After the MRI confirmed that there was no other problem, Connor was scheduled for surgery. The doctors explained the procedure to all of us in great detail beforehand, including the expected healing time, the potential problems, and what Connor's future might hold.

Connor was taken into surgery at about 1 pm on December 21. After a few hours, a nurse came out with an update and to reassure us that Connor was okay. At about 7 pm, the doctors met with my husband and me to discuss exactly how the surgery had gone. Connor remained in recovery until he was moved to the ICU later that evening.

The nursing staff at the hospital was truly amazing and professional — they understood both the child's needs and his parents' anxiety . Connor quickly realized that he was very fortunate and that there were many others in the ICU who were not as lucky.
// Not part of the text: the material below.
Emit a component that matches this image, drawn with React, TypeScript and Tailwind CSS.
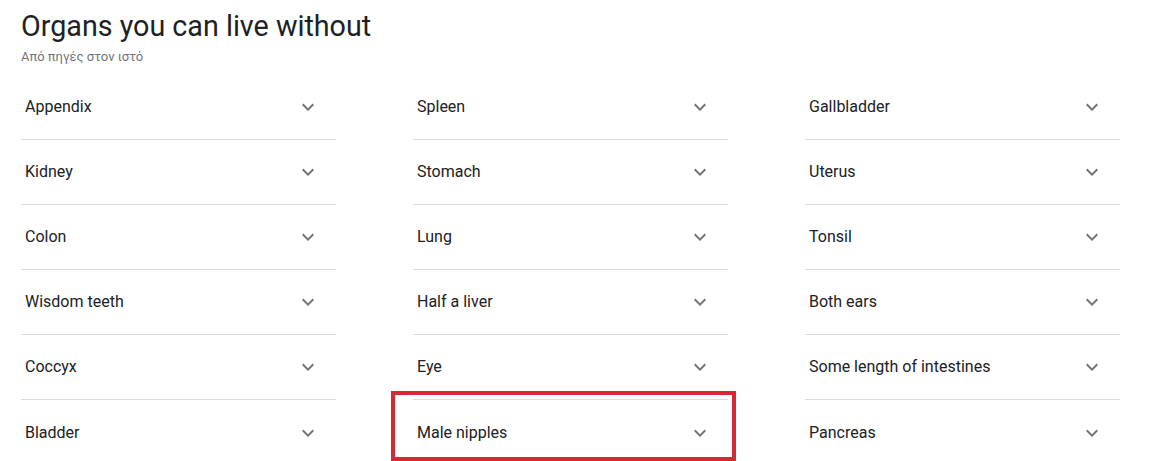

Connor was determined to get out of the hospital in record time, and he did. With the help of the nurses and doctors, he was able to leave the hospital after only two days as an inpatient, and he returned to school just two weeks later

Several weeks later, Connor started an intense rehabilitation program that was critical to his recovery. He worked on his neck muscles and core strength for months. By April he was running again, and by May he returned to soccer.

The recovery was not always smooth, and there were many phone calls to the doctors and nurses along the way. I am still impressed at how promptly Dr. Greenfield and Maria Rust returned my phone calls or emails. No matter how big or small the problem, they always got back to me quickly with the answers I needed. There were times when Connor called to speak to Dr. Greenfield directly — he just needed to hear that he would be okay. Dr. Greenfield was always there for him.

Two years after Connor's surgery, we Venturas know that we're part of the family at Weill Cornell. I am forever grateful to them and will continue my quest to raise awareness to Chiari.